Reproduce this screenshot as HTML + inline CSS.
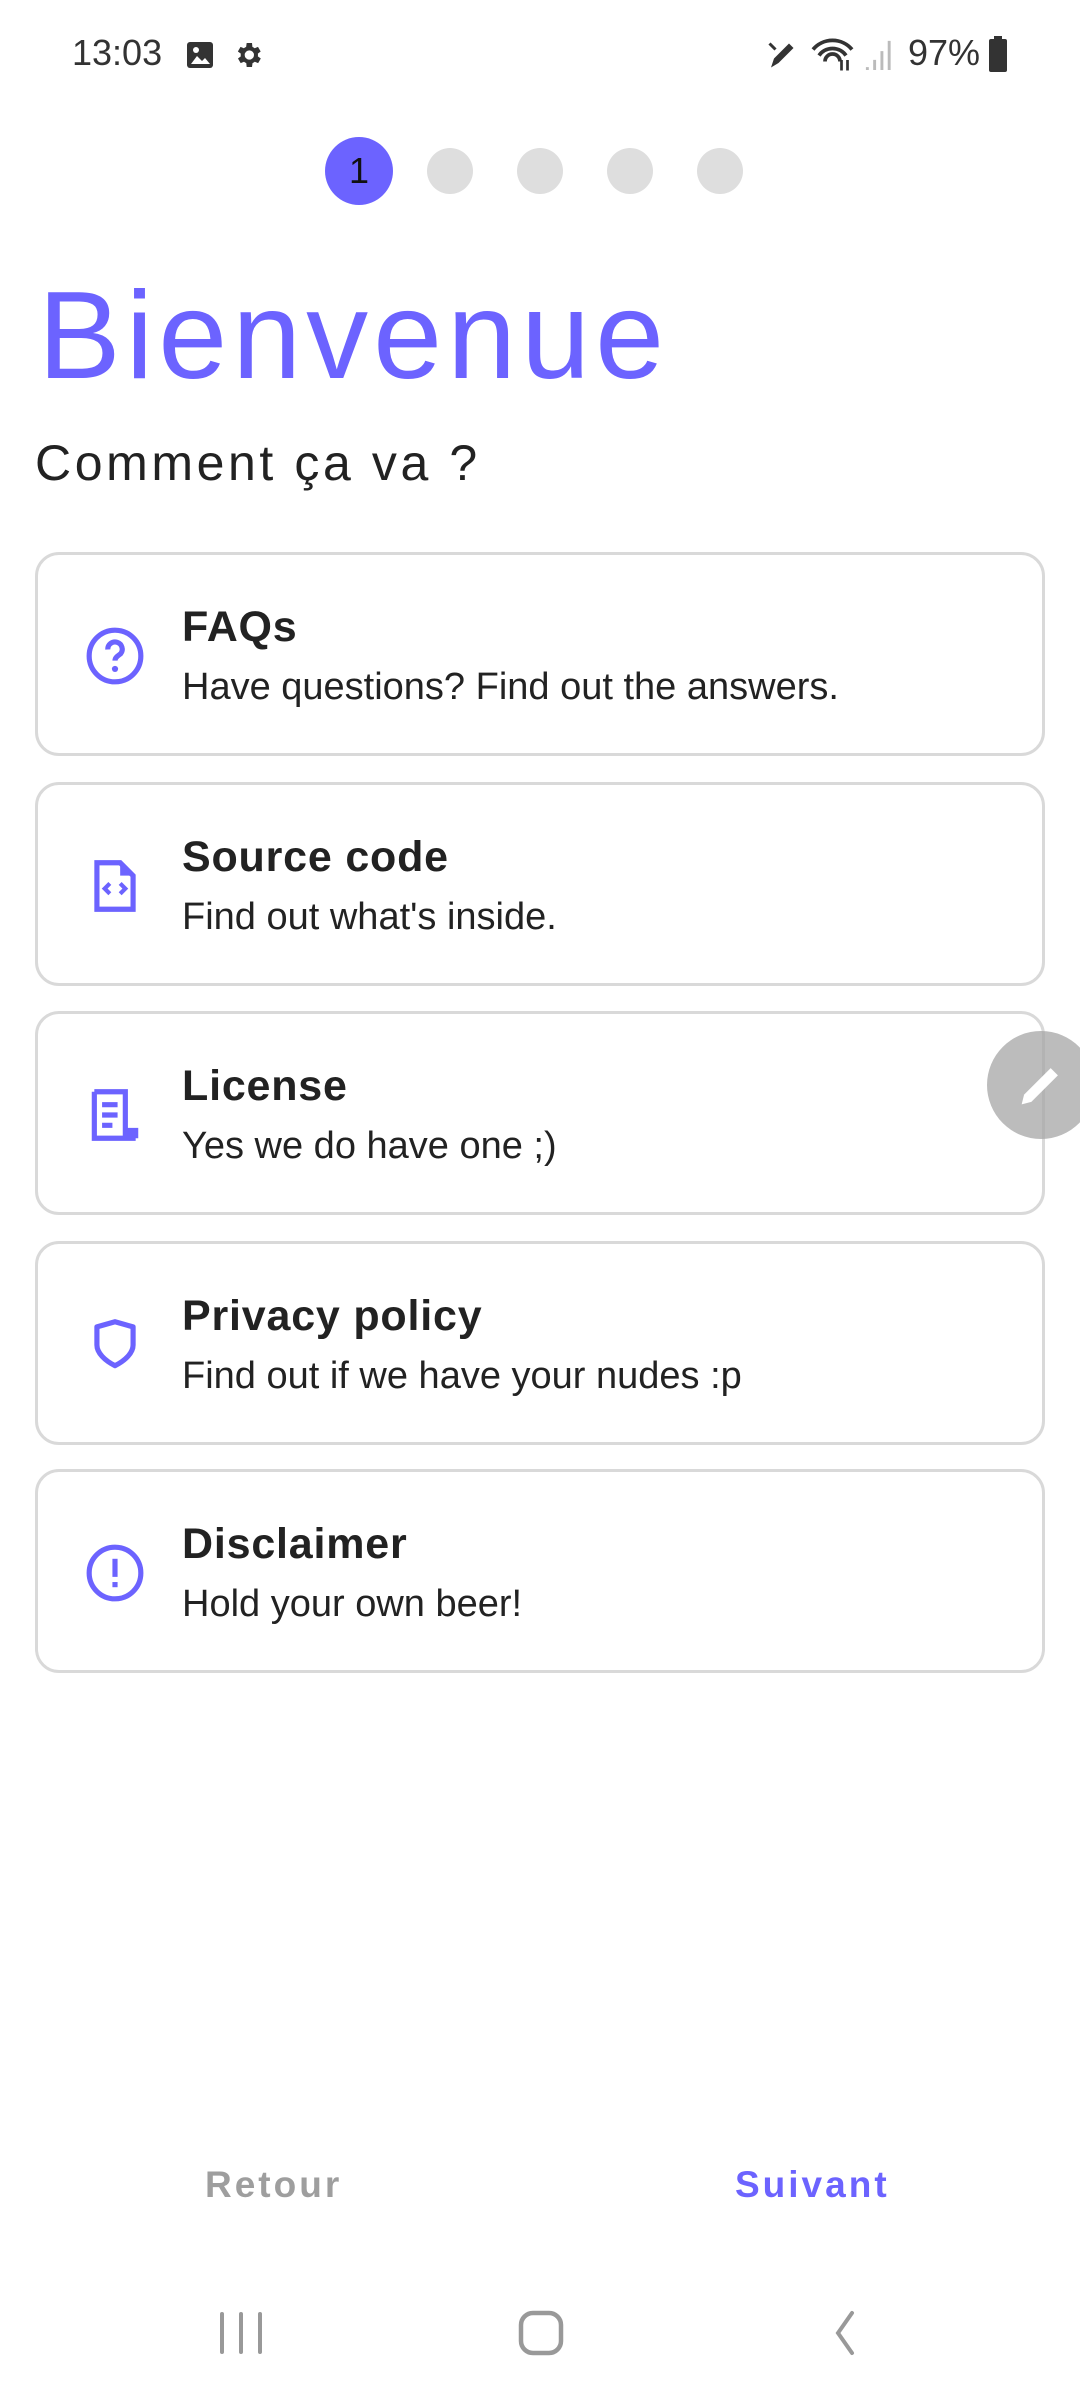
<!DOCTYPE html>
<html><head><meta charset="utf-8"><style>
*{margin:0;padding:0;box-sizing:border-box}
body{width:1080px;height:2400px;background:#fff;position:relative;overflow:hidden;font-family:"Liberation Sans",sans-serif;color:#222}
.abs{position:absolute}
.dot{position:absolute;top:148px;width:46px;height:46px;border-radius:50%;background:#dedede}
.card{position:absolute;left:35px;width:1010px;height:204px;border:3px solid #d9d9d9;border-radius:24px}
.card svg{position:absolute;left:46px;top:70px}
.t{position:absolute;left:144px;top:48px;font-weight:bold;font-size:43px;color:#222;letter-spacing:0.8px}
.s{position:absolute;left:144px;top:111px;font-size:38px;color:#222}
</style></head><body>
<div class="abs" style="left:72px;top:32px;font-size:36px;color:#333">13:03</div>
<svg class="abs" style="left:185px;top:40px" width="30" height="30" viewBox="0 0 30 30"><rect x="2" y="2" width="26" height="26" rx="3" fill="#333"/><path d="M6 24 L12 16 L17 21 L20 18 L25 24Z" fill="#fff"/><circle cx="11" cy="10" r="3" fill="#fff"/></svg>
<svg class="abs" style="left:232px;top:39px" width="32" height="32" viewBox="0 0 24 24"><path fill="#333" d="M19.4 13a7.5 7.5 0 000-2l2.1-1.6-2-3.5-2.5 1a7 7 0 00-1.7-1L15 3h-4l-.4 2.9a7 7 0 00-1.7 1l-2.5-1-2 3.5L6.6 11a7.5 7.5 0 000 2l-2.1 1.6 2 3.5 2.5-1a7 7 0 001.7 1L11 21h4l.4-2.9a7 7 0 001.7-1l2.5 1 2-3.5zM13 15.5a3.5 3.5 0 110-7 3.5 3.5 0 010 7z"/></svg>
<svg class="abs" style="left:765px;top:36px" width="36" height="36" viewBox="0 0 24 24"><path d="M4 21l2-6 10-10 3 3-10 10z" fill="#333"/><path d="M3 5l4 4" stroke="#333" stroke-width="2"/></svg>
<svg class="abs" style="left:810px;top:36px" width="48" height="36" viewBox="0 0 32 24"><path d="M2 9a17 17 0 0126 0M6 13a11 11 0 0118 0M10 17a5 5 0 0110 0" stroke="#333" stroke-width="2.5" fill="none"/><path d="M21 16v7M25 23v-7" stroke="#333" stroke-width="1.8"/></svg>
<svg class="abs" style="left:864px;top:38px" width="30" height="32" viewBox="0 0 20 22"><path d="M2 20v2M7 15v7M12 9v13M17 2v20" stroke="#bbb" stroke-width="2"/></svg>
<div class="abs" style="left:908px;top:32px;font-size:36px;color:#333">97%</div>
<svg class="abs" style="left:988px;top:36px" width="20" height="36" viewBox="0 0 20 36"><rect x="6" y="0" width="8" height="4" fill="#333"/><rect x="1" y="3" width="18" height="33" rx="2" fill="#333"/></svg>

<div class="abs" style="left:325px;top:137px;width:68px;height:68px;border-radius:50%;background:#6c63ff;color:#111;font-size:36px;text-align:center;line-height:68px">1</div>
<div class="dot" style="left:427px"></div>
<div class="dot" style="left:517px"></div>
<div class="dot" style="left:607px"></div>
<div class="dot" style="left:697px"></div>

<div class="abs" style="left:38px;top:266px;font-size:124px;color:#6c63ff;letter-spacing:5px;line-height:140px">Bienvenue</div>
<div class="abs" style="left:35px;top:434px;font-size:50px;color:#222;letter-spacing:3.6px">Comment ça va ?</div>

<div class="card" style="top:552px">
<svg width="62" height="62" viewBox="0 0 24 24"><circle cx="12" cy="12" r="10" fill="none" stroke="#6c63ff" stroke-width="2"/><path d="M9.2 9.5a2.8 2.8 0 115 1.6c-.9.8-2.2 1.3-2.2 2.7" fill="none" stroke="#6c63ff" stroke-width="2"/><circle cx="12" cy="17" r="1.2" fill="#6c63ff"/></svg>
<div class="t">FAQs</div><div class="s">Have questions? Find out the answers.</div></div>
<div class="card" style="top:782px">
<svg width="62" height="62" viewBox="0 0 24 24"><path d="M5 3h9l5 5v13H5z" fill="none" stroke="#6c63ff" stroke-width="2"/><path d="M14 3v5h5" fill="#6c63ff"/><path d="M10 11l-2 2 2 2M14 11l2 2-2 2" fill="none" stroke="#6c63ff" stroke-width="1.6"/></svg>
<div class="t">Source code</div><div class="s">Find out what's inside.</div></div>
<div class="card" style="top:1011px">
<svg width="62" height="62" viewBox="0 0 24 24"><path d="M4 3h12v17h4v-2h-4M4 3v18h16" fill="none" stroke="#6c63ff" stroke-width="2"/><path d="M7 8h6M7 12h6M7 16h4" stroke="#6c63ff" stroke-width="2"/></svg>
<div class="t">License</div><div class="s">Yes we do have one ;)</div></div>
<div class="card" style="top:1241px">
<svg width="62" height="62" viewBox="0 0 24 24"><path d="M12 3l7 2v7c0 3-3 6-7 8-4-2-7-5-7-8V5z" fill="none" stroke="#6c63ff" stroke-width="2" stroke-linejoin="round"/></svg>
<div class="t">Privacy policy</div><div class="s">Find out if we have your nudes :p</div></div>
<div class="card" style="top:1469px">
<svg width="62" height="62" viewBox="0 0 24 24"><circle cx="12" cy="12" r="10" fill="none" stroke="#6c63ff" stroke-width="2"/><path d="M12 6.5v7" stroke="#6c63ff" stroke-width="2"/><rect x="11" y="15.5" width="2" height="2" fill="#6c63ff"/></svg>
<div class="t">Disclaimer</div><div class="s">Hold your own beer!</div></div>

<div class="abs" style="left:987px;top:1031px;width:108px;height:108px;border-radius:50%;background:rgba(165,165,165,0.75)"></div>
<svg class="abs" style="left:1012px;top:1056px" width="58" height="58" viewBox="0 0 24 24"><path d="M4 20l1-4L16 5l3 3L8 19z" fill="#fff"/></svg>

<div class="abs" style="left:205px;top:2164px;font-size:37px;font-weight:bold;color:#9e9e9e;letter-spacing:3px">Retour</div>
<div class="abs" style="left:735px;top:2164px;font-size:37px;font-weight:bold;color:#6c63ff;letter-spacing:3px">Suivant</div>

<svg class="abs" style="left:218px;top:2310px" width="46" height="46" viewBox="0 0 46 46"><path d="M4 4v38M23 4v38M42 4v38" stroke="#999" stroke-width="4" stroke-linecap="round"/></svg>
<svg class="abs" style="left:518px;top:2310px" width="46" height="46" viewBox="0 0 46 46"><rect x="3" y="3" width="40" height="40" rx="12" fill="none" stroke="#999" stroke-width="4.5"/></svg>
<svg class="abs" style="left:830px;top:2310px" width="30" height="46" viewBox="0 0 30 46"><path d="M22 3L8 23l14 20" fill="none" stroke="#999" stroke-width="4" stroke-linecap="round"/></svg>
</body></html>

-- Description of the task --
Leave out the pictures and transcribe everything else exactly.

-- Solution for this problem --
Reproduce this screenshot as HTML + inline CSS.
<!DOCTYPE html>
<html><head><meta charset="utf-8"><style>
*{margin:0;padding:0;box-sizing:border-box}
body{width:1080px;height:2400px;background:#fff;position:relative;overflow:hidden;font-family:"Liberation Sans",sans-serif;color:#222}
.abs{position:absolute}
.dot{position:absolute;top:148px;width:46px;height:46px;border-radius:50%;background:#dedede}
.card{position:absolute;left:35px;width:1010px;height:204px;border:3px solid #d9d9d9;border-radius:24px}
.card svg{position:absolute;left:46px;top:70px}
.t{position:absolute;left:144px;top:48px;font-weight:bold;font-size:43px;color:#222;letter-spacing:0.8px}
.s{position:absolute;left:144px;top:111px;font-size:38px;color:#222}
</style></head><body>
<div class="abs" style="left:72px;top:32px;font-size:36px;color:#333">13:03</div>
<svg class="abs" style="left:185px;top:40px" width="30" height="30" viewBox="0 0 30 30"><rect x="2" y="2" width="26" height="26" rx="3" fill="#333"/><path d="M6 24 L12 16 L17 21 L20 18 L25 24Z" fill="#fff"/><circle cx="11" cy="10" r="3" fill="#fff"/></svg>
<svg class="abs" style="left:232px;top:39px" width="32" height="32" viewBox="0 0 24 24"><path fill="#333" d="M19.4 13a7.5 7.5 0 000-2l2.1-1.6-2-3.5-2.5 1a7 7 0 00-1.7-1L15 3h-4l-.4 2.9a7 7 0 00-1.7 1l-2.5-1-2 3.5L6.6 11a7.5 7.5 0 000 2l-2.1 1.6 2 3.5 2.5-1a7 7 0 001.7 1L11 21h4l.4-2.9a7 7 0 001.7-1l2.5 1 2-3.5zM13 15.5a3.5 3.5 0 110-7 3.5 3.5 0 010 7z"/></svg>
<svg class="abs" style="left:765px;top:36px" width="36" height="36" viewBox="0 0 24 24"><path d="M4 21l2-6 10-10 3 3-10 10z" fill="#333"/><path d="M3 5l4 4" stroke="#333" stroke-width="2"/></svg>
<svg class="abs" style="left:810px;top:36px" width="48" height="36" viewBox="0 0 32 24"><path d="M2 9a17 17 0 0126 0M6 13a11 11 0 0118 0M10 17a5 5 0 0110 0" stroke="#333" stroke-width="2.5" fill="none"/><path d="M21 16v7M25 23v-7" stroke="#333" stroke-width="1.8"/></svg>
<svg class="abs" style="left:864px;top:38px" width="30" height="32" viewBox="0 0 20 22"><path d="M2 20v2M7 15v7M12 9v13M17 2v20" stroke="#bbb" stroke-width="2"/></svg>
<div class="abs" style="left:908px;top:32px;font-size:36px;color:#333">97%</div>
<svg class="abs" style="left:988px;top:36px" width="20" height="36" viewBox="0 0 20 36"><rect x="6" y="0" width="8" height="4" fill="#333"/><rect x="1" y="3" width="18" height="33" rx="2" fill="#333"/></svg>

<div class="abs" style="left:325px;top:137px;width:68px;height:68px;border-radius:50%;background:#6c63ff;color:#111;font-size:36px;text-align:center;line-height:68px">1</div>
<div class="dot" style="left:427px"></div>
<div class="dot" style="left:517px"></div>
<div class="dot" style="left:607px"></div>
<div class="dot" style="left:697px"></div>

<div class="abs" style="left:38px;top:266px;font-size:124px;color:#6c63ff;letter-spacing:5px;line-height:140px">Bienvenue</div>
<div class="abs" style="left:35px;top:434px;font-size:50px;color:#222;letter-spacing:3.6px">Comment ça va ?</div>

<div class="card" style="top:552px">
<svg width="62" height="62" viewBox="0 0 24 24"><circle cx="12" cy="12" r="10" fill="none" stroke="#6c63ff" stroke-width="2"/><path d="M9.2 9.5a2.8 2.8 0 115 1.6c-.9.8-2.2 1.3-2.2 2.7" fill="none" stroke="#6c63ff" stroke-width="2"/><circle cx="12" cy="17" r="1.2" fill="#6c63ff"/></svg>
<div class="t">FAQs</div><div class="s">Have questions? Find out the answers.</div></div>
<div class="card" style="top:782px">
<svg width="62" height="62" viewBox="0 0 24 24"><path d="M5 3h9l5 5v13H5z" fill="none" stroke="#6c63ff" stroke-width="2"/><path d="M14 3v5h5" fill="#6c63ff"/><path d="M10 11l-2 2 2 2M14 11l2 2-2 2" fill="none" stroke="#6c63ff" stroke-width="1.6"/></svg>
<div class="t">Source code</div><div class="s">Find out what's inside.</div></div>
<div class="card" style="top:1011px">
<svg width="62" height="62" viewBox="0 0 24 24"><path d="M4 3h12v17h4v-2h-4M4 3v18h16" fill="none" stroke="#6c63ff" stroke-width="2"/><path d="M7 8h6M7 12h6M7 16h4" stroke="#6c63ff" stroke-width="2"/></svg>
<div class="t">License</div><div class="s">Yes we do have one ;)</div></div>
<div class="card" style="top:1241px">
<svg width="62" height="62" viewBox="0 0 24 24"><path d="M12 3l7 2v7c0 3-3 6-7 8-4-2-7-5-7-8V5z" fill="none" stroke="#6c63ff" stroke-width="2" stroke-linejoin="round"/></svg>
<div class="t">Privacy policy</div><div class="s">Find out if we have your nudes :p</div></div>
<div class="card" style="top:1469px">
<svg width="62" height="62" viewBox="0 0 24 24"><circle cx="12" cy="12" r="10" fill="none" stroke="#6c63ff" stroke-width="2"/><path d="M12 6.5v7" stroke="#6c63ff" stroke-width="2"/><rect x="11" y="15.5" width="2" height="2" fill="#6c63ff"/></svg>
<div class="t">Disclaimer</div><div class="s">Hold your own beer!</div></div>

<div class="abs" style="left:987px;top:1031px;width:108px;height:108px;border-radius:50%;background:rgba(165,165,165,0.75)"></div>
<svg class="abs" style="left:1012px;top:1056px" width="58" height="58" viewBox="0 0 24 24"><path d="M4 20l1-4L16 5l3 3L8 19z" fill="#fff"/></svg>

<div class="abs" style="left:205px;top:2164px;font-size:37px;font-weight:bold;color:#9e9e9e;letter-spacing:3px">Retour</div>
<div class="abs" style="left:735px;top:2164px;font-size:37px;font-weight:bold;color:#6c63ff;letter-spacing:3px">Suivant</div>

<svg class="abs" style="left:218px;top:2310px" width="46" height="46" viewBox="0 0 46 46"><path d="M4 4v38M23 4v38M42 4v38" stroke="#999" stroke-width="4" stroke-linecap="round"/></svg>
<svg class="abs" style="left:518px;top:2310px" width="46" height="46" viewBox="0 0 46 46"><rect x="3" y="3" width="40" height="40" rx="12" fill="none" stroke="#999" stroke-width="4.5"/></svg>
<svg class="abs" style="left:830px;top:2310px" width="30" height="46" viewBox="0 0 30 46"><path d="M22 3L8 23l14 20" fill="none" stroke="#999" stroke-width="4" stroke-linecap="round"/></svg>
</body></html>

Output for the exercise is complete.